Selama ribuan tahun keberadaannya, umat manusia di berbagai belahan bumi telah mengembangkan cara untuk menjaga kesetimbangan antara asupan makanan, simpanan energi dalam tubuh, dan energi yang digunakan untuk gerak otot. Namun kesetimbangan ini terganggu ketika pola kerja manusia berubah dari pola kerja banyak menggunakan kaki misalnya berburu, berladang menjadi pola kerja banyak duduk misalnya kerja di depan laptop, rapat, dll.
Kesetimbangan makin parah ketika pola transportasi manusia berubah, dengan tidak lagi mengandalkan cadangan energi otot yaitu berjalan dan berlari, melainkan lebih mengandalkan energi dari bahan bakar fosil, dengan berkendara kemanapun, untuk tujuan apapun, bahkan untuk jarak dekat sekalipun. Perubahan pola kerja dan pola transportasi inilah yang membuat manusia-manusia modern berkelebihan cadangan energi dalam tubuh.
Cadangan energi dalam tubuh disimpan dalam bentuk glikogen dan lemak, ketika cadangan energi tidak termanfaatkan akibatnya adalah timbul berbagai penyakit. Penyakit yang disebabkan oleh kelebihan glikogen dan lemak ini banyak jenisnya termasuk penyakit jantung koroner dan diabetes tipe II.

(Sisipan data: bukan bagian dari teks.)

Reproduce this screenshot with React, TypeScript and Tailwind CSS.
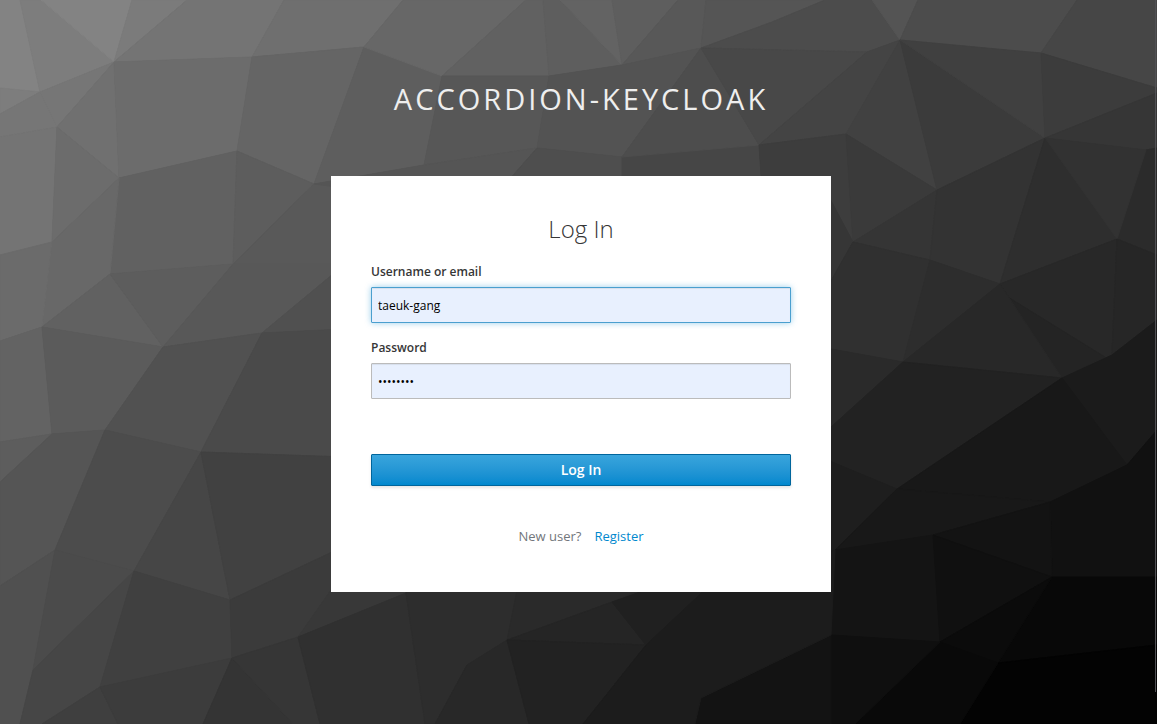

Budaya jalan kami di Indonesia semakin ditinggalkan karena berbagai faktor, di antaranya adalah karena faktor iklim tropis yang membuat orang sangat cepat berkeringat dan berbau. Keringat dan bau ini membuat orang merasa tidak nyaman untuk berinteraksi dengan orang lain. Faktor lain adalah kurangnya fasilitas publik yang nyaman bagi pejalan kaki, sehingga orang Indonesia lebih nyaman berkendara walaupun ke tempat yang dekat.
Untuk membudayakan kembali berjalan kaki sebagai metode transportasi utama tentu tidak mudah, hal ini membutuhkan kemauan pemerintah untuk membuat kebijakan yang menomorsatukan para pejalan kaki. Fasilitas bagi pejalan kaki harus dibuat seaman, senyaman, dan seindah mungkin. Transpotasi massal antar regional harus dibuat sangat aman, sangat nyaman, terjangkau, dan dapat diandalkan dari segi ketepatan waktu. Masyarakat pun harus dibukakan minatnya untuk berjalan kaki misalnya dengan dibuatnya tempat-tempat mandi umum yang bersih di dekat tempat bekerja, atau dengan insentif pengurangan pajak bagi para pejalan kaki aktif.